The 401(k) is section of the IRS Internal Revenue Code that passed in 1978. The 401(k) provision allows for individuals to defer a certain portion of revenue (maximum of $18,000 annually) in their 401(k) account. The deferral is significant because the amount put into the 401(k) account is exempt from being taxed. The ability to exempt this portion is significant because in a progressive tax system, it reduces one's overall tax burden and incentivizes retirement savings (the even bigger incentive is the ability for employers to match their employees' contributions). The 401(k) is different from a traditional pension in that it is defined-contribution, i.e., the balance is determined both by the contributions made to the plan and the performance of the plan's investments. So what about it is appealing, and what about it has critics in arms?

The Good
  • Per the WSJ article, the 401(k) has more portability than the traditional pension, which is especially important given that people switch jobs more frequently than they used to.
  • According to Gallup polls, 74 percent of retirees are living comfortably. Even better, two studies from economists from my alma mater, the University of Wisconsin-Madison, project that 75 to 85 percent of Americans have been adequately saving for retirement since the 401(k) began (Scholz et al., 2009Scholz et al., 2004), as well as this study from Rand Corporation scholars (Hurd and Rohwedder, 2011).
  • As a matter of fact, the Boston College Center for Retirement Research concluded that the shift to 401(k)s did not reduce retirement savings. 
  • A shift toward the 401(k) has coincided with a large increase of people with retirement plans because let's be honest: those who glorify the traditional, defined-benefit plans forget that most workers did not have pension plans (i.e., at its peak, only 40 percent did). 
  • As the Right-leaning American Enterprise Institute points out that since 1996, Americans went from having their combined savings increase from 269 percent to 413 percent of incomes. AEI also points out that this improvement has not just been for the top 1 percent, but for working Americans, as well. 
  • From 1989 to 2013, individuals 65 and older have had their annual incomes increase 34 percent higher than inflation (Biggs, 2013, p. 14). This same paper by AEI scholar Andrew Biggs shows that private sector plan contributions as a percent of private wage sector wages is also increasing (p. 9), and that increase is happening for the "bottom 90 percent" of wage earners (p. 10).
  • I suppose that this is good news because it's not bad news: pension wealth was about 13 percent of wealth in 1984, and it is about 13 percent now (Munnell et al., 2015, p. 5). While the WSJ article stated that there are less savings, Left-leaning Mother Jones points out that there is more than one way to save. When you account for savings and housing equity, the percent in retirement wealth stays relatively stable as a percent of disposable income. 

The Bad
  • The Employee Benefit Research Institute found that 40 percent of retirees outlive their savings, which means the 401(k) does not provide lifetime protection for a significant number of retirees that use the 401(k), which is something with which Boston College's Center for Retirement Research concurs.
  • Individual retirement accounts, such as the 401(k), are subject to both market boons and market crashes, i.e., traditional pensions have more stability than the 401(k).
  • According to Gallup polls, more than half of non-retirees are worried about having enough saved up for retirement. 
  • In its lengthy report on retirement in America, the Left-leaning Economic Policy Institute makes an argument that the 401(k) exacerbates income inequality. 
  • A study from University of Kansas sociology professor ChangHwan Kim found that workers with a college degree are to save 26 percent more in a 401(k) than those with only a high school degree, although that could stem from lower financial literacy or lower availability of 401(k) options for less-educated workers. Part of the solution to help out these individuals is to make sure they have the tools and knowledge to navigate so they can save for retirement, as well. 

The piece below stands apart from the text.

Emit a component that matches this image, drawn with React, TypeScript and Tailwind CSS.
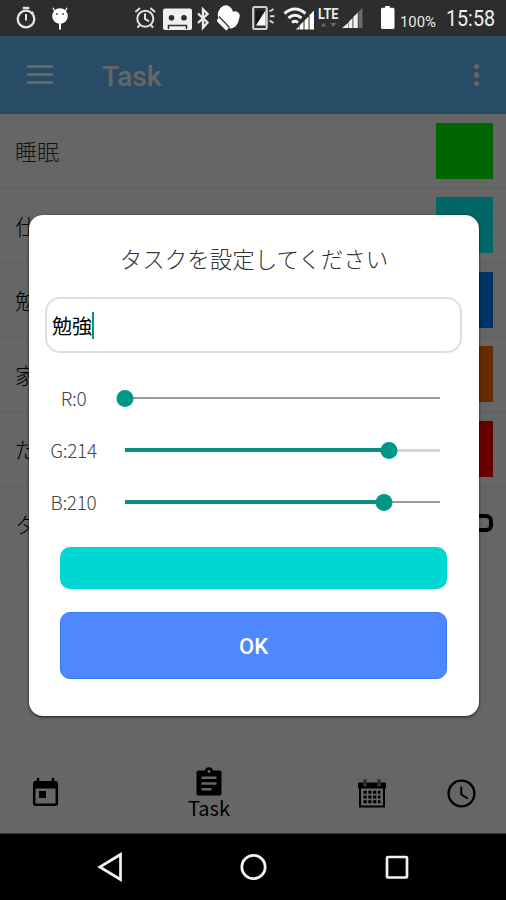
import type { ReactNode } from 'react'

const tasks = [
  { name: '睡眠', color: 'bg-[#00ff00]', text: 'text-[#333333]' },
  { name: '仕事', color: 'bg-[#00ffff]', text: 'text-black' },
  { name: '勉強', color: 'bg-[#0080ff]', text: 'text-black' },
  { name: '家事', color: 'bg-[#ff6600]', text: 'text-black' },
  { name: 'だらだら', color: 'bg-[#ff0000]', text: 'text-black' },
]

const channels = [
  { label: 'R', value: 0, track: 'h-[1.5px] bg-[#999999]' },
  { label: 'G', value: 214, track: 'h-[3px] bg-[#d6d6d6]' },
  { label: 'B', value: 210, track: 'h-[1.5px] bg-[#999999]' },
]

function StatusBar() {
  return (
    <div className="flex h-9 bg-[#2d2d2d]">
      <svg width="506" height="36" viewBox="0 0 506 36" fill="none">
        {/* stopwatch */}
        <g stroke="#e4e4e4">
          <circle cx="26" cy="19" r="8.3" strokeWidth="2.3" />
          <path d="M22.7 8h6.6" strokeWidth="2.4" />
          <path d="M26 14v6.5" strokeWidth="2" />
          <path d="M31.6 12.2l1.8 1.2" strokeWidth="2" />
        </g>
        {/* lollipop robot */}
        <g fill="#fff">
          <circle cx="60" cy="16" r="7.8" />
          <path d="M59 22h2v7.5h-2z" />
          <path d="M55 11.5l-2-3.8M65 11.5l2-3.8" stroke="#fff" strokeWidth="1.3" />
          <circle cx="56.8" cy="14" r="1" fill="#555" />
          <circle cx="63.2" cy="14" r="1" fill="#555" />
        </g>
        {/* alarm */}
        <g stroke="#e0e0e0" strokeWidth="2">
          <circle cx="145.3" cy="18.7" r="8" />
          <path d="M145 13.5v5.4l4 2.4" />
          <path d="M135.4 12l4.6-4M155 12l-4.6-4" />
          <path d="M139.8 25l-2.3 2.7M150.8 25l2.3 2.7" />
        </g>
        {/* recorder */}
        <rect x="163" y="8.5" width="29" height="21.5" rx="2" fill="#f0f0f0" />
        <circle cx="171.5" cy="17.7" r="2.8" fill="#2d2d2d" />
        <circle cx="184" cy="17.7" r="2.8" fill="#2d2d2d" />
        <path d="M168.5 29v-3.5h18v3.5" stroke="#2d2d2d" strokeWidth="1.5" />
        {/* bluetooth */}
        <path d="M198 13.5l9.5 9-4.5 5V9.5l4.500 4.500-9.500 9" stroke="#e8e8e8" strokeWidth="2.4" />
        {/* mitten */}
        <path
          d="M218.500 19Q216.500 13.500 219.500 9.500Q223 4.500 227.500 5.500Q232 7 233 12Q234.500 10.500 237.500 12Q240.500 14 239.500 17.500Q238.500 23 235.500 26.500L231.500 28.500L228 28Z"
          fill="#fff"
        />
        <path d="M219 16.500L229.500 27.500" stroke="#2d2d2d" strokeWidth="1.200" />
        <path d="M218.500 20.500L226.500 28.500" stroke="#fff" strokeWidth="3.200" strokeLinecap="round" />
        {/* phone */}
        <rect x="253.2" y="7" width="13.5" height="22" rx="1.5" stroke="#cfcfcf" strokeWidth="2.2" />
        <path d="M265.5 10.5v15h-9.5z" fill="#fff" />
        <path d="M255.5 25.500V10.500h9z" fill="#161616" />
        <path d="M269.5 11.5l4-2.500M270 16.200h4.500M269.500 20.500l4 2.500" stroke="#d8d8d8" strokeWidth="2" />
        {/* wifi */}
        <g stroke="#f4f4f4" strokeWidth="3">
          <path d="M284.5 13.5q10.500-9 21 0" />
          <path d="M288.5 18q6.500-5.500 13 0" />
          <path d="M292 22.5q3-2.500 6 0" />
        </g>
        <path d="M295 29.5l19.500-20v20z" fill="#2d2d2d" />
        <path d="M296 29.5l3-3v3zM299.500 29.500v-4l4-4v8zM304.500 29.500v-9l4-4v13zM309.500 29.500V15l4.500-4.500v19z" fill="#fff" />
        <text x="318" y="18.5" fill="#e8e8e8" fontSize="15" fontWeight="700" fontFamily="Roboto, sans-serif" textLength="20.5" lengthAdjust="spacingAndGlyphs">LTE</text>
        <path d="M320.5 26.5l3-4 3 4zM330 23h6.500l-3.200 4z" fill="#666" />
        {/* cell signal */}
        <path d="M342 28l6-5v5zM348.500 28v-6l4-4v10zM353.300 28V17l4.500-4.500V28z" fill="#f0f0f0" />
        <path d="M358.500 28V11.500l4-3.500v20z" fill="#6c6c6c" />
        {/* battery */}
        <path d="M383 7.800h2.200V6h4.600v1.800h3.200q1.500 0 1.500 1.500V27.500q0 1.500-1.500 1.500h-10.500q-1.500 0-1.500-1.500V9.300q0-1.500 1.500-1.500z" fill="#fff" />
        <text x="400" y="27" fill="#e8e8e8" fontSize="15.500" fontFamily="Roboto, sans-serif" textLength="36" lengthAdjust="spacingAndGlyphs">100%</text>
        <text x="446" y="25.5" fill="#f0f0f0" fontSize="22.5" fontFamily="Roboto, sans-serif" textLength="49" lengthAdjust="spacingAndGlyphs">15:58</text>
      </svg>
    </div>
  )
}

function Header() {
  return (
    <header className="flex h-[78px] items-center bg-[#66bfff] pl-[27px] pr-[27px] pt-0.5">
      <div className="mb-[3px] flex w-[26px] flex-col gap-[5px]">
        <span className="h-[3px] bg-white" />
        <span className="h-[3px] bg-white" />
        <span className="h-[3px] bg-white" />
      </div>
      <h1 className="ml-[49px] flex-1 pt-0.5 font-[Roboto,sans-serif] text-[28px] font-medium text-white">Task</h1>
      <div className="mb-0.5 flex flex-col gap-[3px]">
        <span className="size-[5.5px] rounded-full bg-white" />
        <span className="size-[5.5px] rounded-full bg-white" />
        <span className="size-[5.5px] rounded-full bg-white" />
      </div>
    </header>
  )
}

function TaskList() {
  return (
    <ul className="h-[641px] bg-[#fefefe] text-[22px] text-black">
      {tasks.map((task) => (
        <li
          key={task.name}
          className="flex h-[74.5px] items-center justify-between border-b border-[#eeeeee] pl-[15px] pr-[13px]"
        >
          <span className={`font-light ${task.text}`}>{task.name}</span>
          <span className={`h-14 w-[57px] ${task.color}`} />
        </li>
      ))}
      <li className="flex h-[74.5px] items-center justify-between border-b border-[#f3f3f3] pl-[15px] pr-[13px]">
        <span className="font-light">タスクを追加</span>
        <span className="h-[18px] w-14 rounded-[7px] border-4 border-black" />
      </li>
    </ul>
  )
}

function Tab({ className, label, children }: { className: string; label?: string; children: ReactNode }) {
  return (
    <div className={`flex flex-col items-center ${className}`}>
      {children}
      {label && <span className="text-[20px] leading-6 text-black">{label}</span>}
    </div>
  )
}

function TabBar() {
  return (
    <nav className="flex h-[79px] items-start border-b border-[#888888] bg-white">
      <Tab className="ml-8 pt-[23px]">
        <svg width="27" height="29" viewBox="0 0 27 29">
          <path d="M6 0v5M21 0v5" stroke="#000" strokeWidth="2.5" />
          <rect x="2.2" y="4.2" width="22.6" height="22.6" rx="1.5" fill="none" stroke="#000" strokeWidth="2.5" />
          <path d="M2 4h23v6.500H2zM7 13h7v7H7z" />
        </svg>
      </Tab>
      <Tab className="ml-[127px] w-[46px] pt-3" label="Task">
        <svg width="26" height="29" viewBox="0 0 26 29">
          <rect x="0.5" y="3.5" width="25" height="25" rx="2" />
          <circle cx="13" cy="4.2" r="4" />
          <circle cx="13" cy="4.5" r="1.4" fill="#fff" />
          <path d="M5.5 10.800h15M5.500 16.600h15M5.500 22.200h10" stroke="#fff" strokeWidth="2.5" />
        </svg>
      </Tab>
      <Tab className="ml-[126px] pt-6">
        <svg width="28" height="29" viewBox="0 0 28 29">
          <path d="M0 3.500h28v6H0z" />
          <rect x="2" y="8" width="24" height="19.5" fill="none" stroke="#000" strokeWidth="2" />
          <path
            d="M5.500 13.200h17M5.500 18h17M5.500 22.800h17"
            stroke="#000"
            strokeWidth="3"
            strokeDasharray="3.2 1.6"
          />
          <path d="M7 1v5M21 1v5" stroke="#888" strokeWidth="3.5" strokeLinecap="round" />
          <path d="M7 2v3M21 2v3" stroke="#333" strokeWidth="1.2" />
        </svg>
      </Tab>
      <Tab className="ml-[61px] pt-6">
        <svg width="29" height="29" viewBox="0 0 29 29" fill="none" stroke="#000" strokeWidth="2.4">
          <circle cx="14.5" cy="14.5" r="12.9" />
          <path d="M14.300 7.500v8l6.500 4" strokeWidth="2" />
        </svg>
      </Tab>
    </nav>
  )
}

function SystemNav() {
  return (
    <div className="flex h-[66px] items-center bg-black pl-[97px]">
      <svg width="314" height="30" viewBox="0 0 314 30" fill="none" stroke="#f2f2f2" strokeWidth="2.7">
        <path d="M23.500 2.500v25L2.800 15z" />
        <circle cx="156.5" cy="15" r="11.7" />
        <rect x="290" y="5" width="20" height="20.5" rx="1" />
      </svg>
    </div>
  )
}

function ColorSlider({ label, value, track }: { label: string; value: number; track: string }) {
  const position = `${(value / 255) * 100}%`

  return (
    <div className="flex h-[52px] items-center">
      <span className="w-[57px] text-center text-[19px] font-light leading-6 tracking-[-0.3px] text-[#444444] [font-feature-settings:'zero']">
        {`${label}:${value}`}
      </span>
      <div className="relative ml-[22.5px] flex h-[17px] w-[315px] items-center">
        <div className={`w-full ${track}`} />
        <div className="absolute left-0 top-[6.5px] h-1 bg-[#0b8f80]" style={{ width: position }} />
        <div
          className="absolute top-0 size-[17px] -translate-x-1/2 rounded-full bg-[#009688]"
          style={{ left: position }}
        />
      </div>
    </div>
  )
}

function TaskDialog() {
  return (
    <div className="flex h-[501px] w-[450px] flex-col rounded-[14px] bg-white px-4 pt-[25px] shadow-[0_1px_3px_rgba(0,0,0,0.7)]">
      <h2 className="text-center text-[22.5px] font-light leading-9 text-[#333333]">タスクを設定してください</h2>
      <div className="mt-[21px] flex h-14 w-[417px] items-center rounded-[15px] border-2 border-[#dedede] pl-[5px] pt-px">
        <span className="text-[20px] text-black">勉強</span>
        <span className="h-[27px] w-0.5 bg-[#009688]" />
      </div>
      <div className="mt-[19px]">
        {channels.map((channel) => (
          <ColorSlider key={channel.label} {...channel} />
        ))}
      </div>
      <div className="ml-[15px] mt-[19px] h-[42px] w-[387px] shrink-0 rounded-[10px] bg-[rgb(0,214,210)]" />
      <button className="ml-[15px] mt-[23px] h-[67px] w-[387px] shrink-0 rounded-[10px] border border-[#3478f6] bg-[#4f87ff] pt-0.5 font-[Roboto,sans-serif] text-[22px] font-medium text-white">
        OK
      </button>
    </div>
  )
}

export default function App() {
  return (
    <div className="relative h-[900px] w-[506px] overflow-hidden font-['Noto_Sans_CJK_JP',sans-serif]">
      <StatusBar />
      <Header />
      <TaskList />
      <TabBar />
      <SystemNav />
      <div className="absolute inset-x-0 top-9 flex h-[798px] items-start bg-black/60 pl-[29px] pt-[179px]">
        <TaskDialog />
      </div>
    </div>
  )
}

Looking at the available data, what I can say is that while 401(k) retirement accounts are far from perfect, we should not cling onto a false nostalgia that traditional, deferred-benefits pension plans were wonderful because they were not. Given that a) 401(k)s have not caused a retirement crisis, and b) 401(k)s are not going anywhere anytime soon, the focus should be on how to improve the 401(k). Just a few policy alternatives I could find: we can provide plan participants with more information so they can make well-informed decisions, give private-sector workers access to the federal Thrift Savings Plan, implement the Guaranteed Retirement Account, caps on management feespermit greater usage of annuities, make 401(k) an opt-out program [instead of an opt-in program], create a lower-cost option for smaller businesses so more people have the option of a 401(k), or modify the 401(k) so that small businesses could join 401(k)s without being considered fiduciaries. Especially since politicians don't feel the need to seriously reform Social Security and its path towards insolvency, we should at least find ways to improve the 401(k) so there is even better hope for future retirees.